■ **TASK STATEMENT**: Identify each line below containing the string "this" and copy it.
== == ==
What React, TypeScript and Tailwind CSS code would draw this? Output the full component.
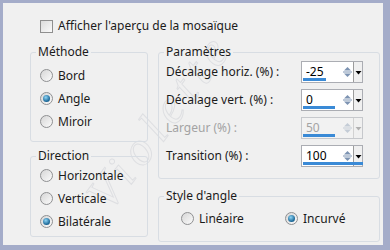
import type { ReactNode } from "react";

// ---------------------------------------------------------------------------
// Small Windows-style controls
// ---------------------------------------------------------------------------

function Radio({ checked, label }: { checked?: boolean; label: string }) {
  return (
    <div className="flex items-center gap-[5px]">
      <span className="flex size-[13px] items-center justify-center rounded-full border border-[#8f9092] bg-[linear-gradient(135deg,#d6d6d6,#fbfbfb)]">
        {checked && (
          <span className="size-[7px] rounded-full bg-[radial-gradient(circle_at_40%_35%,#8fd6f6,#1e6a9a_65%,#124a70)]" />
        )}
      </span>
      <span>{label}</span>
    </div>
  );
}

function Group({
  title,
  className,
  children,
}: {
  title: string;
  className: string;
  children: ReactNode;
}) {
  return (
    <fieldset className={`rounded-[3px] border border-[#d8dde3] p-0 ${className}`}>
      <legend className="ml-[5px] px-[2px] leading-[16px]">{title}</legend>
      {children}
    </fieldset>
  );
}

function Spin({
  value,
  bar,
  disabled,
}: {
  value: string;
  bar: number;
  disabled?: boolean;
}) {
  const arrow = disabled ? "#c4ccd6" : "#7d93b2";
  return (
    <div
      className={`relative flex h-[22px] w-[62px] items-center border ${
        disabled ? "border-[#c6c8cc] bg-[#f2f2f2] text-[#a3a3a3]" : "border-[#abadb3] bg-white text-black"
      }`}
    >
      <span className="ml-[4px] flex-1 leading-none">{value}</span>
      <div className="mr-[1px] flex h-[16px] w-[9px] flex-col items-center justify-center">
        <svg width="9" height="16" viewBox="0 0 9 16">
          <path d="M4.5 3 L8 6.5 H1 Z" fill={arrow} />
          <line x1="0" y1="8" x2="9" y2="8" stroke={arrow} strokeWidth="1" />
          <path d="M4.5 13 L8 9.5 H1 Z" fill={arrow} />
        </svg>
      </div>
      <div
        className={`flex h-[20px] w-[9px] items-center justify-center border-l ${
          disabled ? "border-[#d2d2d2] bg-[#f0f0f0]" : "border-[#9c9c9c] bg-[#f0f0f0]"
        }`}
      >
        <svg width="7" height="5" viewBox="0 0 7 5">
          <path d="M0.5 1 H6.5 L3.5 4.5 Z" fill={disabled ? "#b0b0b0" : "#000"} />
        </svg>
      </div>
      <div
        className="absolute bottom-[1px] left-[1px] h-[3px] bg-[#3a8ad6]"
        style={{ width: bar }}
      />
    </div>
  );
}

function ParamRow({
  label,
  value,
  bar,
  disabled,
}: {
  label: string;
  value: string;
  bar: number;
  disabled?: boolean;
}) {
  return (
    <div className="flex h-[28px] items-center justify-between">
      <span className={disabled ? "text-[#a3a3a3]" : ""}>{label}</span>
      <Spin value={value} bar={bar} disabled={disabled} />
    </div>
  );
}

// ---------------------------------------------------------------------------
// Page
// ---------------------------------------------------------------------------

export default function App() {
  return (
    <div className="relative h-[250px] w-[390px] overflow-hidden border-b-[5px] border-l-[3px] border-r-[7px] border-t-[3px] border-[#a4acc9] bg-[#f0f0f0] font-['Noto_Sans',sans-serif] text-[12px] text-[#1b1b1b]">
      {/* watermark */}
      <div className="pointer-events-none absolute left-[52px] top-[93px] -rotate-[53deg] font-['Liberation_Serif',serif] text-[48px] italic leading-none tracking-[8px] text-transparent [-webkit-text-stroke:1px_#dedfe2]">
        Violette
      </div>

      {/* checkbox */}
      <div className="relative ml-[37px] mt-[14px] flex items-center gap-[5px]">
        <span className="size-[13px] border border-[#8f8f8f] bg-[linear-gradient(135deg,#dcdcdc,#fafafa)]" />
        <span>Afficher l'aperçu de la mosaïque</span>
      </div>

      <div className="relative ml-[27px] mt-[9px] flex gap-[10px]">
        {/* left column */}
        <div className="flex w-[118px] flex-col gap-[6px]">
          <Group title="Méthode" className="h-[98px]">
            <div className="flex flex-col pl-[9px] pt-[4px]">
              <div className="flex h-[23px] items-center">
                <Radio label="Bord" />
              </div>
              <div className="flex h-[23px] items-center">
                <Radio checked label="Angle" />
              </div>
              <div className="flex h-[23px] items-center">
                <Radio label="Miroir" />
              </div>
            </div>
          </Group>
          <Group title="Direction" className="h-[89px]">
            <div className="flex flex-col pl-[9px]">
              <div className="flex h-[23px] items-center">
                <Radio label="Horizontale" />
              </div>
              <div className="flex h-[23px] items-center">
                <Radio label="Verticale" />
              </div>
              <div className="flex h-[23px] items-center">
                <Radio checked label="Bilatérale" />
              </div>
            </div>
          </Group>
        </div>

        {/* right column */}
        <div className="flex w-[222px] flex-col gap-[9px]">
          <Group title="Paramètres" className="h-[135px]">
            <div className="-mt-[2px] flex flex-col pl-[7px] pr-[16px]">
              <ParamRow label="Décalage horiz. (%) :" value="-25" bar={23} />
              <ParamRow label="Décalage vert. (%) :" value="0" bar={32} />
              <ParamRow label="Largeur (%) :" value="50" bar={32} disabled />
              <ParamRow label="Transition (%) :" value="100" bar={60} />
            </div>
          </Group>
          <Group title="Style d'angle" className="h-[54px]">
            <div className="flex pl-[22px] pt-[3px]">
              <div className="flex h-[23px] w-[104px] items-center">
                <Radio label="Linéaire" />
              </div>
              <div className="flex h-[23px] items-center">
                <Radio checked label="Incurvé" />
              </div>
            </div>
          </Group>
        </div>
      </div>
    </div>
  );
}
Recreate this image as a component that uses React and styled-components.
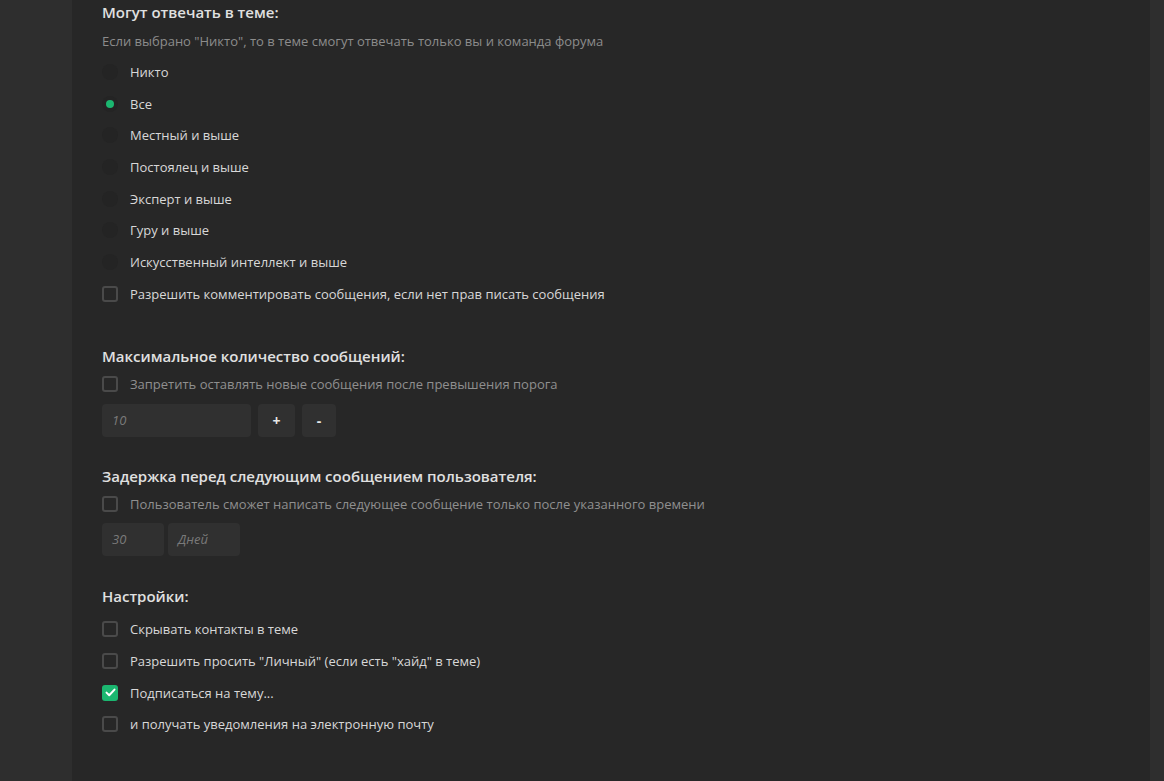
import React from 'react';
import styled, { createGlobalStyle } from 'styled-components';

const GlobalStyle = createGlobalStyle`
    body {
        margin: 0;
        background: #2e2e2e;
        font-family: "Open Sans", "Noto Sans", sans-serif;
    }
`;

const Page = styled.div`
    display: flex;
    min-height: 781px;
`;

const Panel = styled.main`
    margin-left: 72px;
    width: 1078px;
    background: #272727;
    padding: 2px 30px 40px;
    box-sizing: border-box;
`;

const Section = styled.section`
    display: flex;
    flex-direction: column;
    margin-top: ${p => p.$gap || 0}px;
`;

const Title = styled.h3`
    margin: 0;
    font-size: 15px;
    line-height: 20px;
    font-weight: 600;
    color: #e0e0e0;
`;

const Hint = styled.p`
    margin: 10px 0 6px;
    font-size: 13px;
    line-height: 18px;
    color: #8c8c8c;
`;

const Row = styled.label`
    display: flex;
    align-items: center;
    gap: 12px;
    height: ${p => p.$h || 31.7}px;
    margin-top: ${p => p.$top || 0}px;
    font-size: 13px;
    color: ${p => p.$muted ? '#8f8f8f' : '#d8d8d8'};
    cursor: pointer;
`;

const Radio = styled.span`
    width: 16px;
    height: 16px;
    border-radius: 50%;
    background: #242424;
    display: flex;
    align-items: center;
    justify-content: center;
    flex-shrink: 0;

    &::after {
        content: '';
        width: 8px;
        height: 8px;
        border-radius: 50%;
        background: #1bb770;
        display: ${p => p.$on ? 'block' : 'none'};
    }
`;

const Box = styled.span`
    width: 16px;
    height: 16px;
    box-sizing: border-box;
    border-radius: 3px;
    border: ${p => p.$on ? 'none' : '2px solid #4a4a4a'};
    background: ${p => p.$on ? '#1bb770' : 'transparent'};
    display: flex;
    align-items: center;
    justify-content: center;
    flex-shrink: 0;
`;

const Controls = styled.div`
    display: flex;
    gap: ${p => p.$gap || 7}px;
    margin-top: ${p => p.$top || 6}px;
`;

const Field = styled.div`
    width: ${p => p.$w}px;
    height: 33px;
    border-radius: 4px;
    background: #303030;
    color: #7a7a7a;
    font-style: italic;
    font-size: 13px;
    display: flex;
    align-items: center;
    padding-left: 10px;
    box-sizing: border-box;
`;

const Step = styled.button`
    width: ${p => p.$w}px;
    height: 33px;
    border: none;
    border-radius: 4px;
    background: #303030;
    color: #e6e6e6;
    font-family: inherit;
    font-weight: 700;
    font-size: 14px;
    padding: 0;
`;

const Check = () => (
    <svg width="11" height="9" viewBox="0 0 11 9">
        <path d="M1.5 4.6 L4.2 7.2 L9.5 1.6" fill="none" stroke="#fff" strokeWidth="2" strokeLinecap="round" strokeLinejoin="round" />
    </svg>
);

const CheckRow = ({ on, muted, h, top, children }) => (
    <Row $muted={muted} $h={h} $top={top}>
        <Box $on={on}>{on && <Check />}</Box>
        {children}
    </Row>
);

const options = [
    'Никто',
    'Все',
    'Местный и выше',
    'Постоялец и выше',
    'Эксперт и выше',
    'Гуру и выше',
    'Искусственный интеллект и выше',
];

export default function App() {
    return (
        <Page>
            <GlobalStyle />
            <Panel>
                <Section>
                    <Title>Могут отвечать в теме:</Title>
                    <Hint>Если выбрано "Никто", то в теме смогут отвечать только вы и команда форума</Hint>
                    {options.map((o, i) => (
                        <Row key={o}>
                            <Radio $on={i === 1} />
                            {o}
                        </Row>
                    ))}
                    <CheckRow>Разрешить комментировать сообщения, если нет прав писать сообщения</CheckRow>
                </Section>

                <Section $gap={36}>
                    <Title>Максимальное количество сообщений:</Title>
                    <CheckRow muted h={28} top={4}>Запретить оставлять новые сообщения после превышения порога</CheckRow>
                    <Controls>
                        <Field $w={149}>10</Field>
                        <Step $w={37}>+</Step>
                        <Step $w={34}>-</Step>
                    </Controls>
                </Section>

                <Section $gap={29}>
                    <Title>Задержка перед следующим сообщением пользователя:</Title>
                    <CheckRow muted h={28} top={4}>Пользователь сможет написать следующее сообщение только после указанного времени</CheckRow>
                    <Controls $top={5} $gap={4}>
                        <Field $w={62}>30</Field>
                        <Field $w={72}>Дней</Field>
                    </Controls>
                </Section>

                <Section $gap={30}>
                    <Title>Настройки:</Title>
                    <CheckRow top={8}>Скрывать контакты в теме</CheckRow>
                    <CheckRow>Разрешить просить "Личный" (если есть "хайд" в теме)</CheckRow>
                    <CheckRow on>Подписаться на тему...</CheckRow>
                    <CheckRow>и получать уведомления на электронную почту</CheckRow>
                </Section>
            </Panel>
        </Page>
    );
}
== == ==
■ **IN RESPONSE**:
What React, TypeScript and Tailwind CSS code would draw this? Output the full component.
Recreate this image as a component that uses React and styled-components.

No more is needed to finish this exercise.